Naveen Garg (born 12 March 1971) is a Professor of Computer Science in Indian Institute of Technology Delhi, specializing in algorithms and complexity in theoretical computer science. He was awarded the Shanti Swarup Bhatnagar Prize for Science and Technology, India's highest prize for excellence in science, mathematics and technology, in the mathematical sciences category in the year 2016. Naveen Garg's contributions are primarily in the design and analysis of approximation algorithms for NP-hard combinatorial optimization problems arising in network design, scheduling, routing, facility location etc.

==Academic career==
Naveen Garg received his B.Tech. degree in Computer Science and Engineering from Indian Institute of Technology, Delhi, in 1991, and a Ph.D. from the same institute in 1994 under the supervision of Prof. Vijay Vazirani with a dissertation on "Multicommodity Flows and Approximation Algorithms". He was a Postdoctoral Fellow in Max Planck Institute for Informatics, Saarbrücken under the mentorship of Kurt Mehlhorn during September 1994 to August 1996, and a Research Scientist there during September 1996 to December 1997. He joined Indian Institute of Technology, Delhi, as a faculty in January 1998. Currently, he is Janaki and K.A. Iyer Chair Professor in the Computer Science and Engineering Department and also the Dean, AAIP (Alumni Affairs And International Programs) at IIT Delhi. He is also the co-director of the Indo-German Max-Planck Center for Computer Science (IMPECS). Presently, he is the Head of the CSE Department at IIT Delhi.

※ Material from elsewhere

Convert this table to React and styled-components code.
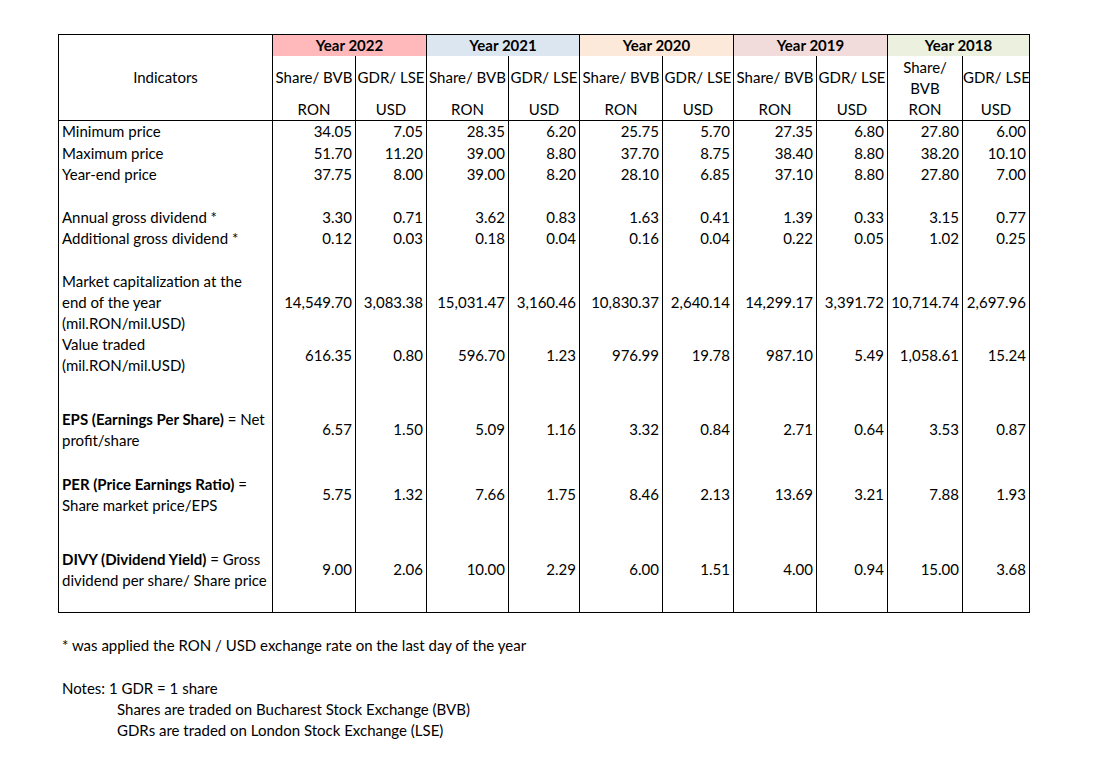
import React from "react";
import styled, { createGlobalStyle } from "styled-components";

const GlobalStyle = createGlobalStyle`
  body {
    margin: 0;
    background: #ffffff;
    font-family: Lato, "Noto Sans", "Liberation Sans", sans-serif;
    color: #000000;
  }
`;

const years = [
  { year: "Year 2022", bg: "#ffb9bb", share: "Share/ BVB" },
  { year: "Year 2021", bg: "#dce6f1", share: "Share/ BVB" },
  { year: "Year 2020", bg: "#fde9d9", share: "Share/ BVB" },
  { year: "Year 2019", bg: "#f2dcdb", share: "Share/ BVB" },
  { year: "Year 2018", bg: "#ebf1de", share: "Share/\nBVB" },
];

const colWidths = [214, 83, 71, 82, 71, 83, 71, 83, 71, 75, 67];

const rows = [
  { h: 22, label: "Minimum price", v: ["34.05", "7.05", "28.35", "6.20", "25.75", "5.70", "27.35", "6.80", "27.80", "6.00"] },
  { h: 21, label: "Maximum price", v: ["51.70", "11.20", "39.00", "8.80", "37.70", "8.75", "38.40", "8.80", "38.20", "10.10"] },
  { h: 22, label: "Year-end price", v: ["37.75", "8.00", "39.00", "8.20", "28.10", "6.85", "37.10", "8.80", "27.80", "7.00"] },
  { h: 21, blank: true },
  { h: 21, label: "Annual gross dividend *", v: ["3.30", "0.71", "3.62", "0.83", "1.63", "0.41", "1.39", "0.33", "3.15", "0.77"] },
  { h: 22, label: "Additional gross dividend *", v: ["0.12", "0.03", "0.18", "0.04", "0.16", "0.04", "0.22", "0.05", "1.02", "0.25"] },
  { h: 21, blank: true },
  {
    h: 63,
    label: (
      <>
        Market capitalization at the
        <br />
        end of the year
        <br />
        (mil.RON/mil.USD)
      </>
    ),
    v: ["14,549.70", "3,083.38", "15,031.47", "3,160.46", "10,830.37", "2,640.14", "14,299.17", "3,391.72", "10,714.74", "2,697.96"],
  },
  {
    h: 43,
    label: (
      <>
        Value traded
        <br />
        (mil.RON/mil.USD)
      </>
    ),
    v: ["616.35", "0.80", "596.70", "1.23", "976.99", "19.78", "987.10", "5.49", "1,058.61", "15.24"],
  },
  { h: 21, blank: true },
  {
    h: 64,
    label: (
      <>
        <b>EPS (Earnings Per Share)</b> = Net
        <br />
        profit/share
      </>
    ),
    v: ["6.57", "1.50", "5.09", "1.16", "3.32", "0.84", "2.71", "0.64", "3.53", "0.87"],
  },
  {
    h: 66,
    label: (
      <>
        <b>PER (Price Earnings Ratio)</b> =
        <br />
        Share market price/EPS
      </>
    ),
    v: ["5.75", "1.32", "7.66", "1.75", "8.46", "2.13", "13.69", "3.21", "7.88", "1.93"],
  },
  {
    h: 85,
    label: (
      <>
        <b>DIVY (Dividend Yield)</b> = Gross
        <br />
        dividend per share/ Share price
      </>
    ),
    v: ["9.00", "2.06", "10.00", "2.29", "6.00", "1.51", "4.00", "0.94", "15.00", "3.68"],
  },
];

export default function App() {
  return (
    <Page>
      <GlobalStyle />
      <Sheet>
        <colgroup>
          {colWidths.map((w, i) => (
            <col key={i} style={{ width: w }} />
          ))}
        </colgroup>
        <thead>
          <Row $h={20}>
            <HeadLabel rowSpan={3}>Indicators</HeadLabel>
            {years.map((y) => (
              <YearCell key={y.year} colSpan={2} $bg={y.bg}>
                {y.year}
              </YearCell>
            ))}
          </Row>
          <Row $h={43}>
            {years.map((y) => (
              <React.Fragment key={y.year}>
                <SubCell>{y.share}</SubCell>
                <SubCell>GDR/ LSE</SubCell>
              </React.Fragment>
            ))}
          </Row>
          <Row $h={21}>
            {years.map((y) => (
              <React.Fragment key={y.year}>
                <UnitCell>RON</UnitCell>
                <UnitCell>USD</UnitCell>
              </React.Fragment>
            ))}
          </Row>
        </thead>
        <tbody>
          {rows.map((r, i) => (
            <Row key={i} $h={r.h}>
              <LabelCell>{r.blank ? "" : r.label}</LabelCell>
              {(r.v || Array(10).fill("")).map((val, j) => (
                <NumCell key={j}>{val}</NumCell>
              ))}
            </Row>
          ))}
        </tbody>
      </Sheet>
      <Notes>
        <Note>* was applied the RON / USD exchange rate on the last day of the year</Note>
        <Note $gap>Notes: 1 GDR = 1 share</Note>
        <Note $indent>Shares are traded on Bucharest Stock Exchange (BVB)</Note>
        <Note $indent>GDRs are traded on London Stock Exchange (LSE)</Note>
      </Notes>
    </Page>
  );
}

const Page = styled.div`
  padding: 34px 0 0 58px;
  min-height: 100vh;
  box-sizing: border-box;
`;

const Sheet = styled.table`
  border-collapse: collapse;
  table-layout: fixed;
  width: 972px;
  font-size: 15px;
  line-height: 21px;
  border: 1px solid #000;
`;

const Row = styled.tr`
  height: ${(p) => p.$h}px;
`;

const Cell = styled.td`
  padding: 0 3px;
  border-left: 1px solid #000;
  border-right: 1px solid #000;
  vertical-align: middle;
  white-space: nowrap;
`;

const HeadLabel = styled(Cell).attrs({ as: "th" })`
  font-weight: normal;
  text-align: center;
  border-bottom: 1px solid #000;
`;

const YearCell = styled(Cell).attrs({ as: "th" })`
  background: ${(p) => p.$bg};
  font-weight: bold;
  text-align: center;
  padding: 0;
`;

const SubCell = styled(Cell).attrs({ as: "th" })`
  font-weight: normal;
  text-align: center;
  padding: 0;
  white-space: pre;
`;

const UnitCell = styled(Cell).attrs({ as: "th" })`
  font-weight: normal;
  text-align: center;
  border-bottom: 1px solid #000;
`;

const LabelCell = styled(Cell)`
  text-align: left;
  padding-left: 3px;
  b {
    font-weight: bold;
  }
`;

const NumCell = styled(Cell)`
  text-align: right;
`;

const Notes = styled.div`
  margin: 22px 0 0 4px;
  font-size: 15px;
  line-height: 21px;
`;

const Note = styled.div`
  margin-top: ${(p) => (p.$gap ? "22px" : "0")};
  padding-left: ${(p) => (p.$indent ? "55px" : "0")};
`;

==Awards and recognitions==
Naveen Garg has secured the Wilhelm Bessel Research Award instituted by Alexander von Humboldt Foundation in Germany in 2001. The award is given to scientists and scholars from abroad, internationally renowned in their field, who are expected to produce cutting-edge achievements having a seminal influence on their discipline beyond their immediate field of work. He was awarded the Career Award for Young Teachers instituted by All India Council for Technical Education in 2004. The award recognizes young talented teachers who have established competence in their area of specialization. The Indian National Academy of Engineering recognized his talent by presenting him with Young Engineer Award in 2005 and Indian National Science Academy awarded him the Young Scientist Medal in 2006. Also, he has been elected as a fellow of Indian Academy of Sciences, Bangalore and Indian National Academy of Engineering in the year 2014 and 2020 respectively in recognition of his contribution to engineering and technology. In 2017, he became a laureate of the Asian Scientist 100 by the Asian Scientist.